Even cooperative games are a conflict of the group to obtain some outside objective. In fact, cooperative games are often doubly conflictuous (And now the lexiphiles and I will have a conflict) because the team often experiences conflict over what corporate action they should take. Coordination, too, is often a conflict of methods and approaches.

Real conflicts are rarely violent ones; They rarely come to blows. Violent conflict is the most visible and sensational form of conflict, so it is often seen as the most common. However, this is (not yet) the case. Political maneuvering, gardening, and the knock-down drag-out brawl are all, at a certain level of abstraction, the same game. They are even played in roughly the same way. The contextual overlay is what I call the “conflict metaphor.” Most games overlay the central conflict (such as, “make your numbers go up, and the opponent’s numbers go down”) with a conflict metaphor (such as, “Keep your health high and kill the enemies”) to make the conflict more relate-able and easy to grasp. Just remember that the conflict metaphor often has little to do with the conflict itself, but everything to do with how squarely the message of the game lands.

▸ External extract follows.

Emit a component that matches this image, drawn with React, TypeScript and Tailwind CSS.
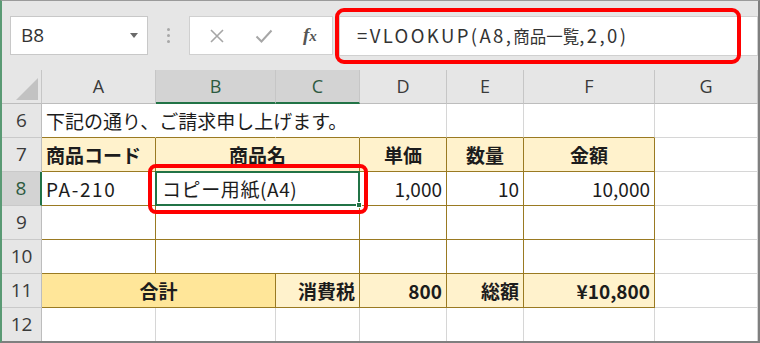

Conflict metaphors are often interchangeable. Violent conflict of enemies, bloodshed, and toughness is only the last resort in real life, and it’s a shame that we see it so often in video games. It is only one of many conflict metaphors which can be applied to any game system. On the other hand, most “peaceful” and “nonviolent” games use identical conflict engines to those of the most bloody and violent. The window dressing changes (and definitely has an affect on the game experience) but the core mechanics of the conflict are unchanged by these frills.

Remember when you are designing or playing games to look past the conflict metaphor to the conflict itself. It may surprise you to find out what you’re really asking the player to fight for.